When they called my mom she would always proudly say. "that's my daughter for you! I wonder if lazy teachers still pull that junk today.

donna

Anonymous said...

Shades of Mrs Pearce. 5th grade, somebody farted in class. She tried to sniff the culpert out but ended up pacing up and down the row that smelled the worst shouting "who's sick, which one of you is sick?"
Like as if anyones going to confess. Geeze.

dbv said...

that's frickin' hysterical!!!

dbv said...

oh, and the kite runner just made me weep, it was so touching!!

Jason said...

She needs to be reigned in.

Patricia said...

it's so interesting how strongly we all experienced emotions such as guilt and shame and remorse as a child. i remember being so completely stressed out by things as a child that, at the time, seemed so terribly important. now, when i look back, i feel sadness for "her" in terms of how intense it all was.

Lyvvie said...

I'm kind of proud of you. Shame the rest of the class had to get punished, but after all this time, I bet they'd forgive you. If they don't then they're arseholes who deserved head down for a week.

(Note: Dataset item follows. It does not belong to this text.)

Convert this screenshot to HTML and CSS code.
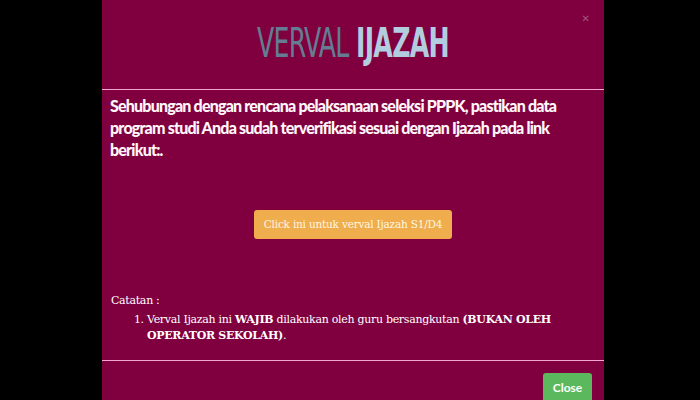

Tell me: What do you think of strawberries today?

P.Brownsey said...

What is really appalling about this incident is the use of the mass punishment: *everyone* is to be punished if the culprit doesn't own up.

In my own schooldays I used to rage about how often I was subjected to mass punishments for things I hadn't done. I even once went to the sachool library and looked up "Law" in Encyclopaedia Britannica, convinced it would say there was a law against mass punishments. I am glad to say that fifty years on I have not mellowed into wistful tolerant acceptance of this awful behaviour by schoolteachers.

Paul Brownsey

Steven said...

Thank God I'm a Catholic that feels no guilt.

I'm sure that strawberry would've tasted sooo good.